A television producer, who was severely injured when a cannon misfired during last year’s Punkin Chunkin event, has filed suit in federal court in Wilmington.
Suzanne Dakessian’s wide-ranging suit lists organizers of the event, the owners of the farm where the fall Punkin Chunkin was held, cable network operator Discovery Communications and the Delaware Department of Natural Resources. DNREC inspected the cannon.
The suit seeks a jury trial.
Dakessian was working for a production company that was taping the event for broadcast on one of Discovery’s channels.
The suit stated that Dakessian suffered permanent injuries that include the loss of one eye and an inability to work. She was in an induced coma for a time, due to severe head injuries, the suit indicated.
The lawsuit, among other things, claims, that organizers failed to adequately test the cannons that can toss pumpkins a mile.
The action goes on to allege that the owners were in criminal possession of a weapon (the cannon itself).

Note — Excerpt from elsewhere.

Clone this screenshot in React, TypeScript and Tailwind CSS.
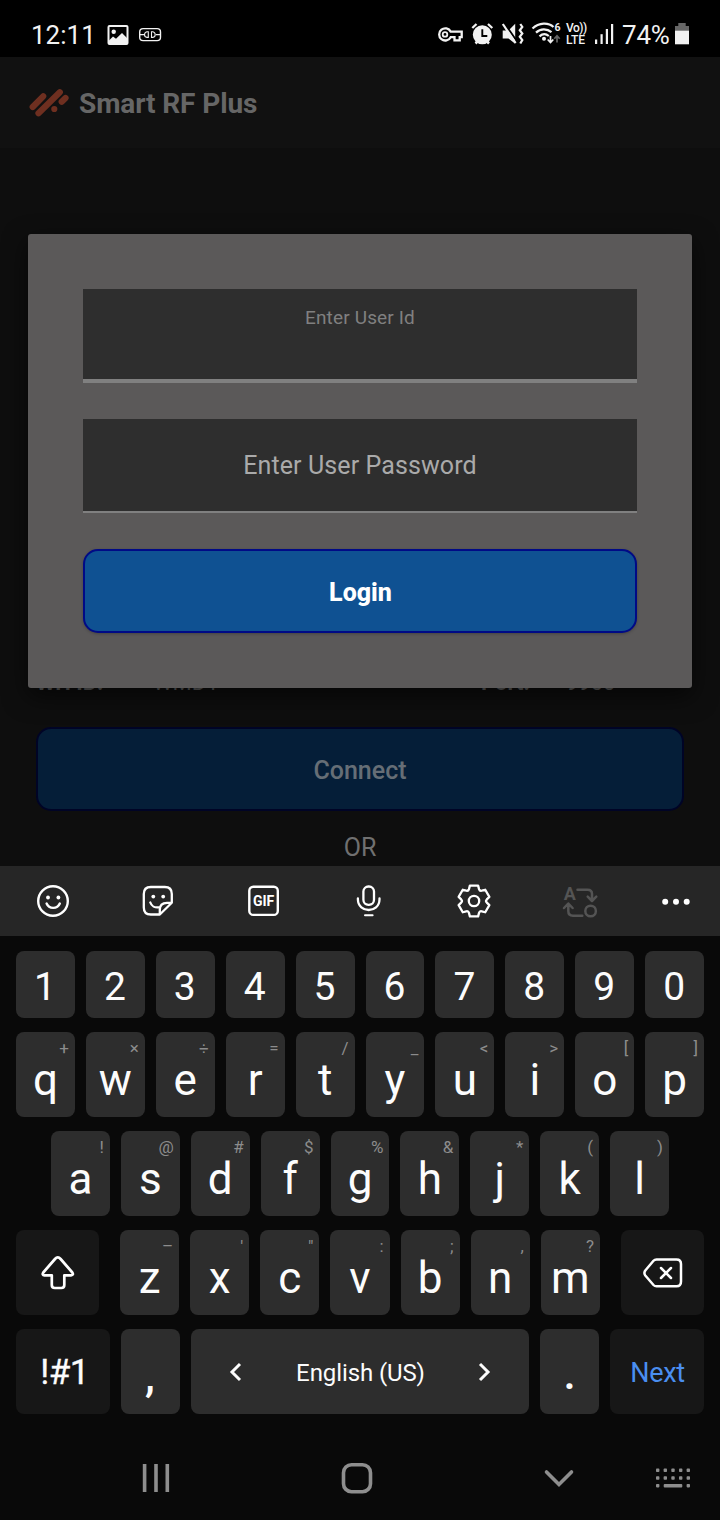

The suit was filed by two New York City law firms and one based in Wilmington.
After operating for many years without any major incidents, Punkin Chunkin ended up with a lawsuit when a volunteer was injured. A settlement was later reached.
The event was not held for a couple of years, due to difficulties in obtaining insurance coverage, with the property owner in Sussex County no longer willing to host the event.
An effort to tailor Delaware law to more closely match Maryland statutes as a way to reduce liability risks failed to go anywhere in the General Assembly, due to the legislative opposition.
There was talk of moving Punkin Chunkin to Maryland.
After an abortive effort to hold Punkin Chunkin at the Dover Downs complex, the event that attracts tens of thousands returned to Sussex County last year.
The once freewheeling event was more professionally managed last year, with controls over alcohol consumption.
The event is slated to be held this November, with organizers noting that Punkin Chunkin has contributed more than $1 million in community and scholarship contributions, according to the group’s Facebook site.
STEM (Science, Technology, Engineering & Mathematics) programs will be the recipients of this year’s proceeds.